El presidente Reagan tiene una tarea doble. Debe superar las divisiones que existen en cuanto al objetivo nacional norteamericano y al mismo tiempo ampliar la base del consenso nacional. Y en contra de las predilecciones de sus votantes tradicionales, todo le impulsa a ocupar un terreno medio. La experiencia ha demostrado que no se puede mantener la diplomacia norteamericana cuando el péndulo de la política se inclina demasiado en un sentido. Una política que persiga el acuerdo, sin más, tropezará con el sentimiento nacional de autoafirmación. Una vía de confrontación despierta temores elementales de una guerra nuclear y pierde el apoyo del país y de sus aliados.
El reto final que tiene ante sí el gran comunicador es el de añadirse los laureles del gran educador. Debe llevar el bipartidismo más allá. del menor denominador común. El país necesita una visión clara del mundo por el que tiene que: luchar y de los peligros que hay que superar.

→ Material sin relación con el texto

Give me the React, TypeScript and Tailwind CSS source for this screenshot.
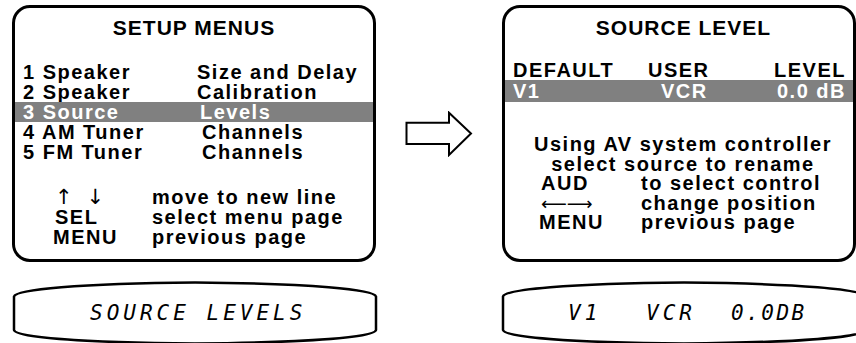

La burocracia, si se le deja a su propia iniciativa, segmentará lo que debe ser una estrategia nacional en una serie de decisiones provisionales que darán preferencia a la satisfacción de la voluntad propia de cada departamento. La tarea se verá asimismo complicada por la forma en que se ha desarrollado el proceso político norteamericano. En ambos, partidos, los más adictos, fanáticos en muchos casos, han logrado una influencia desproporcionada. Son expertos en refinar distinciones, no en superarlas. Los extremistas de cada partido se resistirán a la búsqueda del terreno medio. La línea de falla corre tanto poe el medio de cada partido como entre ambos.
Los soviéticos necesitan una tregua
Sin embargo, como vencedor claro, el presidente puede permitirse, es más, tiene la obligación de ser generoso. Ningún presidente, en ninguna generación, ha tenido una oportunidad mejor de hacer participar a un espectro tan amplio de la opinión seria, sobre todo si el Partido Demócrata aprende la lección de su desastre y recupera el papel de responsabilidad internacional que inició en el período de posguerra.El porvenir de Estados Unidos es resplandeciente. Los soviéticos necesitan una tregua. Nuestros aliados vuelven los ojos hacia Estados Unidos en busca de dirección, y las naciones en vías de desarrollo han comprendido que sus esperanzas de progreso dependen de la economía norteamericana. Jamás, desde el período inmediato a la terminación de la II Guerra. Mundial, ha tenido un presidente tal oportunidad de dar cuerpo a un orden internacional más benigno. Y pocos presidentes han estado en mejor situación de actuar, con el conocimiento de que las sociedades no progresan con las victorias de una facción sobre otra, sino con su reconciliación.